Part of the longer term strategic position is this gives us a DC vehicle to transfer clients we do DB work for into. Nobody has gone over yet but this is early days. The deal only closed at the beginning of October.
Do you think the regulatory and tax system has made life unnecessarily hard for providers?
RF: Small pots is a result of a policy decision. The net pay issue is also a result of a policy decision.
In terms of making the change to accommodate relief at source payments, are you aware of the complexities of that? It is not the flick of a switch. If it was, it would have been done. We are practically offering people money. It is there on the table.
Some have questioned whether it will be possible to restore all the contributions of those members whose contributions have not been collected because the data is no longer available.
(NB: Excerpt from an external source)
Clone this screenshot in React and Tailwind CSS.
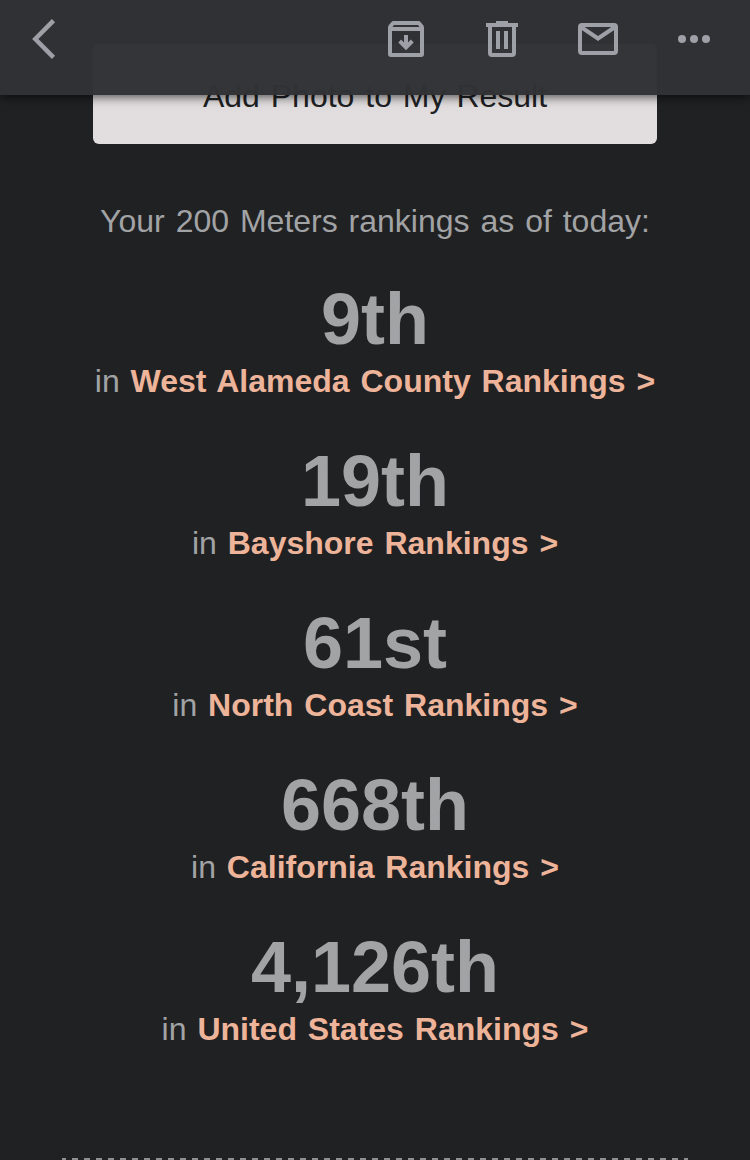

Will Now: Pensions be able to put all members back into the position they should have been in?
RF: We had the Section 89 from TPR back in February and we have had master trust authorisation. This is an organisation that is focused on doing things right for members. TPR has clear requirements for the collection and timely investment of contributions and we are focused on meeting those requirements.
So are there members whose fund have been eroded to zero by the charging structure?
RF: Yes. The charging structure is £1.50 per member per month plus 30 basis points on the asset management. But nobody is locked in. When people leave they are reminded of their ability to transfer. And the same thing happens when they get their benefit statements. These pots, whether active or deferred, cost money to administer – you have to pay the pensions levy on pots as well, which is 90p per member. You have to have a sustainable business to keep people’s retirement savings safe. This is a long term focus and in terms of good value, over the longer term, you have been through the discussions earlier in the summer and seen the PPI research. Now is actually an attractive place to consolidate if you want the DGF strategy.